Once attached, a data logger will transmit for five, seven or 20 hours, depending on its programming. At the end of that time, the device releases, floats to the surface and emits a radio signal to help the crew retrieve it. The storehouse of information contained on these instruments is revelatory. “Some of the things we recorded will refine current understanding of how killer whales live together, hunt, share food and communicate with one another,” says Fortune.
The data accumulated on the month-long expedition, which saw the research team travel more than 2,500 km, is so large that the scientists are still sorting through the material and working toward conclusions. One critical question they hope to answer is whether the suspected food shortage that southern resident killer whales are experiencing is occurring in the Salish Sea during summer and fall, or if it’s happening elsewhere in their range during winter and spring.
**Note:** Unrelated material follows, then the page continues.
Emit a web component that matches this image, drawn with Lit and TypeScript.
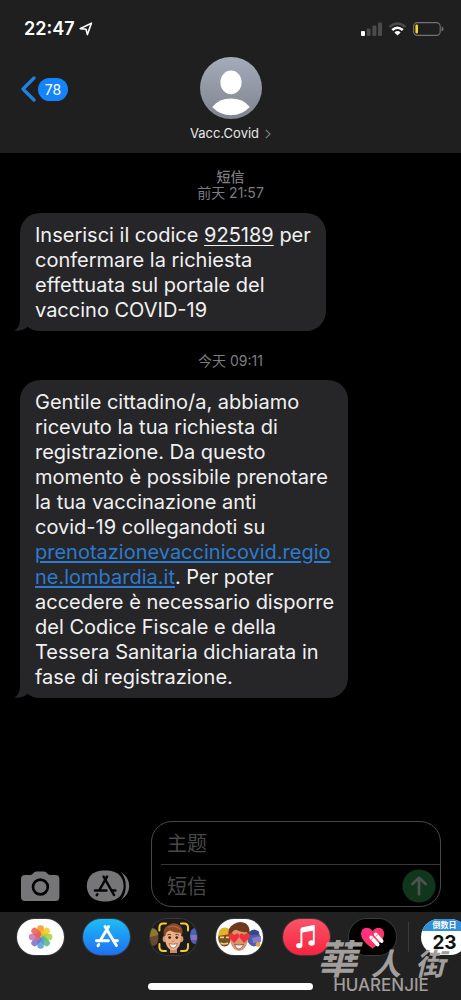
import { LitElement, html, css, svg } from "lit";
import { customElement, property } from "lit/decorators.js";

const PETALS = ["#f7941d", "#f4c81e", "#a9cf3a", "#4fb98a", "#4d9fd6", "#7f6cc0", "#c173b4", "#ee5b4f"];

const photosArt = svg`
  <rect width="47" height="36" fill="#fff" />
  ${PETALS.map(
    (color, i) => svg`<rect x="20.3" y="6.2" width="6.6" height="11.4" rx="3.3" fill=${color}
      fill-opacity="0.85" transform="rotate(${i * 45} 23.6 18)" />`
  )}`;

const storeArt = svg`
  <defs>
    <linearGradient id="store" x1="0" y1="0" x2="0" y2="1">
      <stop offset="0" stop-color="#1cbdf8" />
      <stop offset="1" stop-color="#1f6ff0" />
    </linearGradient>
  </defs>
  <rect width="47" height="36" fill="url(#store)" />
  <g stroke="#fff" stroke-width="2.9" stroke-linecap="round" fill="none">
    <path d="M22 7.6 L33.4 26.6" />
    <path d="M25.6 7.6 L17.4 21.2" />
    <path d="M13.4 21.8 H25.4" />
    <path d="M31 21.8 H34.4" />
    <path d="M15.8 25.4 L15 26.8" />
  </g>`;

const memojiArt = svg`
  <rect width="47" height="36" fill="#1c1c1d" />
  <ellipse cx="2.5" cy="19" rx="6" ry="8" fill="#6b4a32" />
  <path d="M0 9 Q7 8 8.5 16 L0 18 Z" fill="#8f7a2a" />
  <ellipse cx="45" cy="17" rx="5" ry="8" fill="#4a63b8" />
  <path d="M40.5 16 H47 V21 H41 Z" fill="#8d6fc0" />
  <rect x="20" y="26" width="7" height="8" fill="#c98a68" />
  <ellipse cx="14.6" cy="20" rx="2" ry="3" fill="#d99770" />
  <ellipse cx="31.4" cy="20" rx="2" ry="3" fill="#d99770" />
  <path d="M15 16 Q15 8 23 8 Q31 8 31 16 L30.6 23 Q28.5 31 23 31.4 Q17.5 31 15.4 23 Z" fill="#eab08a" />
  <path d="M13.8 17 Q12.4 8 19 6 Q24 2.6 29 6 Q34 8.6 32 17 Q31 17 30.4 13.6 Q26 14.6 20 11.6 Q16 12.4 15.4 17 Z" fill="#8a4a26" />
  <path d="M18 8.6 Q24 5 30 10" stroke="#b06a3a" stroke-width="1.2" fill="none" />
  <path d="M17.4 16 Q19 14.8 21 15.8 M25.4 15.8 Q27.4 14.8 29 16" stroke="#6d3a1e" stroke-width="1" fill="none" />
  <circle cx="19.6" cy="18.6" r="1.4" fill="#3b2318" />
  <circle cx="26.8" cy="18.6" r="1.4" fill="#3b2318" />
  <path d="M22.2 22 Q23.2 22.8 24.3 22" stroke="#b9714f" stroke-width="0.9" fill="none" />
  <path d="M19 24.6 Q23.2 26 27.4 24.6 Q26 29 23.2 29 Q20.4 29 19 24.6 Z" fill="#fff" stroke="#94463a" stroke-width="0.7" />
  <g stroke="#f3cc2d" stroke-width="2" fill="none" stroke-linecap="round">
    <path d="M9.4 11.4 V8.4 Q9.4 4.4 13.4 4.4 H16" />
    <path d="M31 4.4 H34 Q38 4.4 38 8.4 V11.4" />
    <path d="M9.4 25 V28 Q9.4 32 13.4 32 H16" />
    <path d="M31 32 H34 Q38 32 38 28 V25" />
  </g>`;

const stickersArt = svg`
  <rect width="47" height="36" fill="#fff" />
  <ellipse cx="8.6" cy="19" rx="6.4" ry="8.6" fill="#7a4d22" />
  <path d="M2.4 17 Q2 8.4 9 8.4 Q14 8.6 14.6 15 Z" fill="#e0b424" />
  <path d="M4 18.4 H8 M10 18.4 H13" stroke="#f2d27a" stroke-width="1.6" />
  <path d="M4.6 24 Q8 26 12 24" stroke="#f2d27a" stroke-width="1.6" fill="none" />
  <ellipse cx="38" cy="19.4" rx="6.6" ry="8" fill="#4b5fae" />
  <path d="M33 13 Q38 8 43.4 13 L42 16 H34 Z" fill="#36478c" />
  <path d="M36 19 L45 17 V23 L37 24 Z" fill="#8a79c9" />
  <circle cx="42" cy="25.4" r="2.4" fill="#d8a23e" />
  <path d="M14 16 Q14 7 23 7 Q32 7 32 16 L31.6 23 Q29 31.6 23 32 Q17 31.6 14.4 23 Z" fill="#d9966c" />
  <path d="M12.6 17 Q11.4 8 18 5 Q24 1.4 30 4.6 Q35 8.6 33 17 Q31.6 16 31 13 Q26 14 20 10.8 Q15.4 12 14.6 17 Z" fill="#6e3a1e" />
  <path d="M18.4 24 L13 19 Q11.6 15.4 14.6 14.2 Q17 13.8 18.4 16 Q19.8 13.8 22 14.6 Q24 16 22.8 18.8 Z" fill="#f0303c" />
  <path d="M28 24 L23.6 18.8 Q22.6 15.6 25 14.6 Q27 13.8 28 16 Q29.4 13.8 31.8 14.2 Q34.6 15.4 33.4 19 Z" fill="#f0303c" />
  <path d="M18.6 25.4 Q23 26.8 27.6 25.4 Q26 30 23 30 Q20 30 18.6 25.4 Z" fill="#fff" stroke="#8d3b32" stroke-width="0.7" />`;

const musicArt = svg`
  <defs>
    <linearGradient id="music" x1="0" y1="0" x2="0" y2="1">
      <stop offset="0" stop-color="#fa5468" />
      <stop offset="1" stop-color="#f8233f" />
    </linearGradient>
  </defs>
  <rect width="47" height="36" fill="url(#music)" />
  <path d="M18.4 9.4 L30.8 7 V23.6" fill="none" stroke="#fff" stroke-width="1.9" stroke-linejoin="round" />
  <path d="M18.4 9.4 V26.2" stroke="#fff" stroke-width="1.9" />
  <path d="M18.2 9.6 L31 7.2 V11.4 L18.2 13.8 Z" fill="#fff" />
  <ellipse cx="16.2" cy="26.6" rx="3.2" ry="2.7" fill="#fff" />
  <ellipse cx="28.6" cy="24" rx="3.2" ry="2.7" fill="#fff" />`;

const touchArt = svg`
  <defs>
    <linearGradient id="touch" x1="0" y1="0" x2="1" y2="1">
      <stop offset="0" stop-color="#ff2f8b" />
      <stop offset="1" stop-color="#ff3a4e" />
    </linearGradient>
  </defs>
  <rect width="47" height="36" fill="#000" />
  <path d="M23.6 29.6 Q12 21.6 12 15 Q12.2 9.2 17.6 8.8 Q21.6 8.8 23.6 12.4 Q25.8 8.8 29.6 8.8 Q35 9.2 35.2 15 Q35.2 21.6 23.6 29.6 Z" fill="url(#touch)" />
  <g stroke="#fff" stroke-width="3.8" stroke-linecap="round">
    <path d="M22.2 18.4 L28.6 25.6" />
    <path d="M26.8 15.4 L32.6 22" />
  </g>
  <g stroke="#f54a78" stroke-width="0.8" fill="none">
    <path d="M22 20.6 L24.8 18 M26.4 17.8 L29.2 15.2" />
  </g>`;

const APPS = [
  { name: "Photos", art: photosArt },
  { name: "App Store", art: storeArt },
  { name: "Memoji", art: memojiArt },
  { name: "Stickers", art: stickersArt },
  { name: "Music", art: musicArt },
  { name: "Digital Touch", art: touchArt },
];

const base = css`
  * {
    box-sizing: border-box;
  }
  button {
    display: block;
    border: 0;
    padding: 0;
    margin: 0;
    background: none;
    color: inherit;
    font: inherit;
    cursor: pointer;
  }
  svg {
    display: block;
  }
`;

@customElement("status-bar")
class StatusBar extends LitElement {
  static styles = [
    base,
    css`
      :host {
        display: flex;
        align-items: center;
        height: 57px;
        padding: 0 17px 0 24px;
        color: #fff;
      }
      .time {
        font-size: 18px;
        line-height: 22px;
        font-weight: 600;
      }
      .arrow {
        margin-left: 4px;
      }
      .signals {
        display: flex;
        align-items: center;
        gap: 6px;
        margin-left: auto;
      }
    `,
  ];

  render() {
    return html`
      <span class="time">22:47</span>
      <svg class="arrow" width="14" height="14" viewBox="0 0 14 14">
        <path d="M1.2 6.6 L12.4 1.2 L8.4 12.6 L7 7.2 Z" fill="none" stroke="#fff" stroke-width="1.6" stroke-linejoin="round" />
      </svg>
      <div class="signals">
        <svg width="21" height="14" viewBox="0 0 21 14">
          <rect x="0" y="9" width="4" height="5" rx="1" fill="#fff" />
          <rect x="5.7" y="6.6" width="4" height="7.4" rx="1" fill="#4b4b4b" />
          <rect x="11.4" y="3.6" width="4" height="10.4" rx="1" fill="#4b4b4b" />
          <rect x="17" y="0.6" width="4" height="13.4" rx="1" fill="#4b4b4b" />
        </svg>
        <svg width="19" height="14" viewBox="0 0 19 14" fill="none">
          <path d="M1.4 4.9 Q9.5 -2 17.6 4.9" stroke="#4b4b4b" stroke-width="2.5" />
          <path d="M4.2 8 Q9.5 3.4 14.8 8" stroke="#fff" stroke-width="2.5" />
          <path d="M9.5 13.6 L6.4 10.4 Q9.5 7.8 12.6 10.4 Z" fill="#fff" />
        </svg>
        <svg width="31" height="14" viewBox="0 0 31 14">
          <rect x="0.6" y="0.6" width="26.6" height="12.8" rx="3.8" fill="none" stroke="#727272" stroke-width="1.1" />
          <rect x="2.4" y="2.6" width="2.6" height="8.8" rx="1.1" fill="#f8d32c" />
          <path d="M28.6 4.6 Q30.6 5.4 30.6 7 Q30.6 8.6 28.6 9.4 Z" fill="#727272" />
        </svg>
      </div>
    `;
  }
}

@customElement("contact-header")
class ContactHeader extends LitElement {
  static styles = [
    base,
    css`
      :host {
        display: grid;
        grid-template-columns: 1fr auto 1fr;
        align-items: start;
        padding: 0 20px 11px;
      }
      .back {
        display: flex;
        align-items: center;
        gap: 2px;
        height: 64px;
        justify-self: start;
      }
      .count {
        display: block;
        min-width: 30px;
        padding: 0 6px;
        border-radius: 12px;
        background: #1584fb;
        color: #fff;
        font-size: 14px;
        line-height: 23px;
        text-align: center;
      }
      .contact {
        display: flex;
        flex-direction: column;
        align-items: center;
        gap: 6px;
        color: #e9e9ea;
      }
      .name {
        display: flex;
        align-items: center;
        gap: 6px;
        font-size: 13px;
        line-height: 17px;
      }
    `,
  ];

  render() {
    return html`
      <button class="back" aria-label="返回">
        <svg width="16" height="26" viewBox="0 0 16 26">
          <path d="M14 2 L3 13 L14 24" fill="none" stroke="#1f80e6" stroke-width="3.2" stroke-linecap="round" stroke-linejoin="round" />
        </svg>
        <span class="count">78</span>
      </button>
      <button class="contact">
        <svg width="62" height="62" viewBox="0 0 62 62">
          <defs>
            <linearGradient id="face" x1="0" y1="0" x2="0" y2="1">
              <stop offset="0" stop-color="#a5abb9" />
              <stop offset="1" stop-color="#7f848f" />
            </linearGradient>
          </defs>
          <circle cx="31" cy="31" r="31" fill="url(#face)" />
          <ellipse cx="31" cy="25.4" rx="10.6" ry="11.8" fill="#fff" />
          <path d="M12.2 50 Q19 41.6 31 41.6 Q43 41.6 49.8 50 Q42 58.2 31 58.2 Q20 58.2 12.2 50 Z" fill="#fff" />
        </svg>
        <span class="name">
          Vacc.Covid
          <svg width="6" height="10" viewBox="0 0 6 10">
            <path d="M0.8 0.8 L5 5 L0.8 9.2" fill="none" stroke="#7b7b80" stroke-width="1.2" />
          </svg>
        </span>
      </button>
    `;
  }
}

@customElement("message-bubble")
class MessageBubble extends LitElement {
  static styles = [
    base,
    css`
      :host {
        display: block;
        position: relative;
        align-self: flex-start;
        max-width: 78%;
        padding: 10px 15px 8px;
        border-radius: 20px;
        background: #262629;
        color: #f1f1f2;
        font-size: 20px;
        line-height: 25px;
        overflow-wrap: anywhere;
      }
      .tail {
        position: absolute;
        left: -6px;
        bottom: 0;
      }
    `,
  ];

  render() {
    return html`
      <svg class="tail" width="22" height="20" viewBox="0 0 22 20">
        <path d="M6 0 V8 Q6 17 0 19.6 Q8 20.6 14 15.4 L20 19 V4 Z" fill="#262629" />
      </svg>
      <slot></slot>
    `;
  }
}

@customElement("message-composer")
class MessageComposer extends LitElement {
  static styles = [
    base,
    css`
      :host {
        display: flex;
        align-items: flex-end;
        padding: 0 20px 5px;
      }
      .tools {
        display: flex;
        align-items: center;
        gap: 26px;
        margin: 0 21px 5px 0;
      }
      .fields {
        flex: 1;
        min-width: 0;
        border: 1px solid #48484a;
        border-radius: 21px;
        padding-left: 9px;
      }
      .row {
        display: flex;
        align-items: center;
        height: 42px;
        padding: 0 4px 0 6px;
      }
      .row + .row {
        border-top: 1px solid #363638;
      }
      .field {
        flex: 1;
        min-width: 0;
        height: 40px;
        padding: 2px 0 0;
        border: 0;
        outline: 0;
        background: none;
        color: #f1f1f2;
        font: inherit;
        font-size: 20px;
      }
      .field::placeholder {
        color: #48484a;
        opacity: 1;
      }
    `,
  ];

  render() {
    return html`
      <div class="tools">
        <button aria-label="相机">
          <svg width="40" height="32" viewBox="0 0 40 32">
            <path d="M5 5 H10.4 Q12 5 13 3.6 Q14.4 1.4 16.4 1.4 H24 Q26 1.4 27.4 3.6 Q28.4 5 30 5 H35.4 Q39.4 5 39.4 9 V27 Q39.4 31 35.4 31 H5 Q1 31 1 27 V9 Q1 5 5 5 Z" fill="#767678" />
            <circle cx="20.4" cy="17" r="7.4" fill="none" stroke="#000" stroke-width="2.6" />
          </svg>
        </button>
        <button aria-label="应用">
          <svg width="44" height="32" viewBox="0 0 44 32">
            <path d="M16.5 0.6 H22 Q37 2 37.6 16 Q37 30 22 31.4 H16.5 Q1.4 30 0.8 16 Q1.4 2 16.5 0.6 Z" fill="#767678" />
            <path d="M35 2 Q43.2 7.4 43.2 16 Q43.2 24.6 35 30 Q39.8 24 39.8 16 Q39.8 8 35 2 Z" fill="#767678" />
            <g stroke="#050505" stroke-width="2.5" stroke-linecap="round" fill="none">
              <path d="M17.6 6.6 L28 25" />
              <path d="M21 6.6 L13.4 20" />
              <path d="M9 20.4 H20.4" />
              <path d="M26.4 20.4 H29.4" />
              <path d="M11.4 24.2 L10.8 25.2" />
            </g>
          </svg>
        </button>
      </div>
      <div class="fields">
        <div class="row">
          <input class="field" type="text" aria-label="主题" placeholder="主题" />
        </div>
        <div class="row">
          <input class="field" type="text" aria-label="短信" placeholder="短信" />
          <button aria-label="发送">
            <svg width="34" height="34" viewBox="0 0 34 34">
              <circle cx="17" cy="17" r="16.6" fill="#10361b" />
              <path d="M17 25.4 V9.4 M10.4 15 L17 8.8 L23.6 15" fill="none" stroke="#4c524d" stroke-width="2.8" stroke-linecap="round" stroke-linejoin="round" />
            </svg>
          </button>
        </div>
      </div>
    `;
  }
}

@customElement("app-pill")
class AppPill extends LitElement {
  @property() name = "";
  @property({ attribute: false }) art: unknown = null;

  static styles = [
    base,
    css`
      :host {
        display: block;
      }
      .pill {
        width: 47px;
        height: 36px;
        border-radius: 18px;
        overflow: hidden;
        box-shadow: 0 0 0 1px #39393b;
      }
    `,
  ];

  render() {
    return html`
      <button class="pill" aria-label=${this.name}>
        <svg width="47" height="36" viewBox="0 0 47 36">${this.art}</svg>
      </button>
    `;
  }
}

@customElement("app-tray")
class AppTray extends LitElement {
  static styles = [
    base,
    css`
      :host {
        display: flex;
        flex-direction: column;
        align-items: stretch;
        gap: 28px;
        padding: 7px 0 10px 17px;
        background: #212122;
        position: relative;
        overflow: hidden;
      }
      .strip {
        display: flex;
        align-items: center;
      }
      .apps {
        flex: 1;
        display: flex;
        justify-content: space-between;
      }
      .rule {
        width: 1px;
        height: 30px;
        margin: 0 12px;
        background: #3a3a3c;
      }
      .countdown {
        width: 47px;
        height: 36px;
        margin-right: -7px;
        border-radius: 18px;
        overflow: hidden;
        background: #fff;
        color: #111;
        text-align: center;
      }
      .caption {
        display: block;
        background: #2f8fd8;
        color: #fff;
        font-size: 8px;
        line-height: 12px;
        font-weight: 700;
      }
      .days {
        display: block;
        font-size: 19px;
        line-height: 24px;
        font-weight: 700;
      }
      .home {
        width: 165px;
        height: 7px;
        margin: 0 17px 0 0;
        align-self: center;
        border-radius: 4px;
        background: #fff;
      }
    `,
  ];

  render() {
    return html`
      <div class="strip">
        <div class="apps">
          ${APPS.map((app) => html`<app-pill .name=${app.name} .art=${app.art}></app-pill>`)}
        </div>
        <div class="rule"></div>
        <button class="countdown">
          <span class="caption">倒数日</span>
          <span class="days">23</span>
        </button>
      </div>
      <div class="home"></div>
    `;
  }
}

@customElement("site-mark")
class SiteMark extends LitElement {
  static styles = [
    base,
    css`
      :host {
        display: flex;
        flex-direction: column;
        align-items: center;
        color: #a19e9b;
        pointer-events: none;
      }
      .han {
        display: flex;
        align-items: flex-end;
        gap: 14px;
        font-family: "Noto Sans CJK TC", sans-serif;
        font-size: 30px;
        line-height: 30px;
        font-style: italic;
        font-weight: 700;
      }
      .lead {
        font-size: 40px;
        line-height: 40px;
      }
      .latin {
        font-size: 17px;
        line-height: 16px;
        font-weight: 500;
      }
    `,
  ];

  render() {
    return html`
      <div class="han"><span class="lead">華</span><span>人</span><span>街</span></div>
      <div class="latin">HUARENJIE</div>
    `;
  }
}

@customElement("app-root")
class AppRoot extends LitElement {
  static styles = [
    base,
    css`
      :host {
        display: flex;
        flex-direction: column;
        position: relative;
        min-height: 100vh;
        background: #000;
        color: #fff;
        font-family: Inter, "Noto Sans CJK SC", sans-serif;
        overflow: hidden;
      }
      .top {
        background: #1f1f1f;
      }
      .thread {
        flex: 1;
        display: flex;
        flex-direction: column;
        padding: 16px 20px;
      }
      .stamp {
        color: #7d7d81;
        font-size: 14px;
        line-height: 16px;
        text-align: center;
      }
      .kind {
        font-weight: 500;
      }
      .first {
        margin: 12px 0 22px;
      }
      .second {
        margin-top: 11px;
        padding-right: 12px;
      }
      .code {
        color: inherit;
        text-decoration-thickness: 1px;
        text-underline-offset: 3px;
      }
      .term {
        white-space: nowrap;
      }
      .link {
        color: #2b7bd0;
        text-decoration-thickness: 2px;
        text-underline-offset: 2px;
      }
      .mark {
        position: absolute;
        right: 16px;
        bottom: 7px;
      }
    `,
  ];

  render() {
    return html`
      <header class="top">
        <status-bar></status-bar>
        <contact-header></contact-header>
      </header>
      <main class="thread">
        <div class="stamp"><span class="kind">短信</span><br />前天 21:57</div>
        <message-bubble class="first"
          >Inserisci il codice <a class="code" href="#925189">925189</a> per<br />confermare la richiesta<br />effettuata sul
          portale del<br />vaccino COVID-19</message-bubble
        >
        <div class="stamp">今天 09:11</div>
        <message-bubble class="second"
          >Gentile cittadino/a, abbiamo ricevuto la tua richiesta di registrazione. Da questo momento è possibile prenotare
          la tua vaccinazione anti <span class="term">covid-19</span> collegandoti su
          <a class="link" href="#prenotazione">prenotazionevaccinicovid.regione.lombardia.it</a>. Per poter accedere è
          necessario disporre del Codice Fiscale e della Tessera Sanitaria dichiarata in fase di
          registrazione.</message-bubble
        >
      </main>
      <message-composer></message-composer>
      <app-tray></app-tray>
      <site-mark class="mark"></site-mark>
    `;
  }
}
Ironically, the cold sterility of technology, so often linked with the notion of asserting dominance over nature, is now opening a gateway for biologists to study animals in a more intimate and revealing manner. In this brave new world, the killer whales themselves function as oceanographers, revealing the watery realm they inhabit with minimal disruption to their lives.
Gaining a more complete picture of what is transpiring underwater with the orcas was not only a scientific breakthrough, but an emotionally rewarding experience for the UBC researchers. “This technology has opened our eyes to things we were blind to before,” says Trites. “It’s incredibly exciting. This is what gets us up each day, the chance that we might discover something new.”